I know what it's like to believe in these things and I know what it's like not to believe in these things. However many times you ask, it's not a question of liking one or the other belief.
This makes a bit more sense - it sounds like you were worried that you'd become a Christian because you liked the belief so much more than what you'd believed before. (And that this was somehow a bad motive.) I suppose it's not surprising that C S Lewis' distrust of emotionalism would appeal to you. Or the way he portrays his journey towards God as a gradual acceptance of God as the source of joy.
@pease said:
Absolutely. I didn’t want to be lying to myself, even if it was a very attractive, pleasant lie. I didn’t want my Christian faith to be another escape, like my obsession very near to that time with D&D or other fantasy worlds.
Whether those things appealed to me or not, the most crucial thing to me was (and is) that his arguments were (and remain) rationally convincing to me.
(A big, strong, bear hug).
❤️❤️❤️
I believe in the one there is. There is only one cosmos, and i believe (or rather perceive) it to be the cosmos.
As to your further questions, Am I glad there is is/is not a god, I'm not sure how that has to do with which cosmos we have, given that there's only one cosmos. If there is a god like the Christian god, is their existence part of the cosmos? Is "god exists" part of "the way the cosmos is"? It's not clear to me that that's the case. There is the cosmos we all live in, and there's the existence or lack thereof of gods, and it's two different kettle of fish, meseems. There might be something here I'm not seeing.
Am I unhappy there is no god? Well that's tricky because as an agnostic atheist I don't believe there is no god. Would it be nice to have some kind of convincing evidence either way?
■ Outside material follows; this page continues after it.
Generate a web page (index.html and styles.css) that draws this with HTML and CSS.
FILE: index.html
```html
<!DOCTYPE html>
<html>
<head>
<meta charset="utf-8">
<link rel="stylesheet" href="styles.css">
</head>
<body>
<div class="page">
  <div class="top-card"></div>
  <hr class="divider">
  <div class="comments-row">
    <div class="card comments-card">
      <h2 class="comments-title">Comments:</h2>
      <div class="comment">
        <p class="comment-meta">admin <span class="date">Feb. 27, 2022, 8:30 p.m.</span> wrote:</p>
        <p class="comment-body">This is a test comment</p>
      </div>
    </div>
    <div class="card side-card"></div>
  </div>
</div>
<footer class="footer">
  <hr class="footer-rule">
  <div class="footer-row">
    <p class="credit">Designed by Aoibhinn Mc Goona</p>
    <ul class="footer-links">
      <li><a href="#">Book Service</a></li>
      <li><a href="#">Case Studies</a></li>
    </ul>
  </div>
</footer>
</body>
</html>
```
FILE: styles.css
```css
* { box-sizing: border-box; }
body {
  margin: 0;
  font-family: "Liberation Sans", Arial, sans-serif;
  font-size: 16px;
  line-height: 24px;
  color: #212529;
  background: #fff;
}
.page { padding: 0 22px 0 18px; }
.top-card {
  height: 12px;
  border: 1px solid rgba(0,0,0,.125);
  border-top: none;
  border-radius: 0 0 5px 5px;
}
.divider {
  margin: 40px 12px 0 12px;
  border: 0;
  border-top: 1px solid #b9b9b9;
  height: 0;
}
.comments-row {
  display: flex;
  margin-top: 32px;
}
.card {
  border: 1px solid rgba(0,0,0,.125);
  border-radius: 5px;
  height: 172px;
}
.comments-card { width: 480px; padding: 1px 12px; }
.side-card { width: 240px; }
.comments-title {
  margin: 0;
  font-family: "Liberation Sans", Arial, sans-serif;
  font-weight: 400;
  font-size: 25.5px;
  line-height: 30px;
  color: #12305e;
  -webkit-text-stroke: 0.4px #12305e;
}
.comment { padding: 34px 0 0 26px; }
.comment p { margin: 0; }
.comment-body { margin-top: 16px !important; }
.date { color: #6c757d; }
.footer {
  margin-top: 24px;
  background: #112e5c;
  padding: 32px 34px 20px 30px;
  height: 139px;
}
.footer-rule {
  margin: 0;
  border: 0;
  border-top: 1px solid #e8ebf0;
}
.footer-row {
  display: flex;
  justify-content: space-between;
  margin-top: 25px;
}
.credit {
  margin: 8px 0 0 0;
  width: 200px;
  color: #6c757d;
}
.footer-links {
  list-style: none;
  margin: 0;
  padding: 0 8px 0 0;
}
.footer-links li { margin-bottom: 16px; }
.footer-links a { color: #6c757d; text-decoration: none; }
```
Yeah, that would be good. So I guess I'm unhappy there is no such evidence -- or rather, that I have not come across any such -- but that doesn't seem to be something intrinsic to the way the cosmos is.
Is that just reflective of an unconscious assumption that all those things go together (you kind of flag that anyway with your 'and/or related things' -- as it turns out people differ on which things they consider related)
“Cosmos”was throwing me, because the cosmos—what I think of when I hear and use that word—simply is, as @mousethief says.
But the latest statement of the question strikes me as more “do you like or dislike the worldview you believe to be the correct worldview?”
Is that what you’re asking, ChastMastr?
No, it’s (in my view) a very conscious understanding of those things; your and others’ mileage may vary.
Yes, exactly. I used the word “cosmos” because I was trying to get at “everything, including God/ gods/ spirits/ supernaturalism and/or the absence thereof,” rather than just “Universe” which doesn’t necessarily include things outside or transcending the universe, or multiverse, or however many worlds there may be in any and all possible dimensions.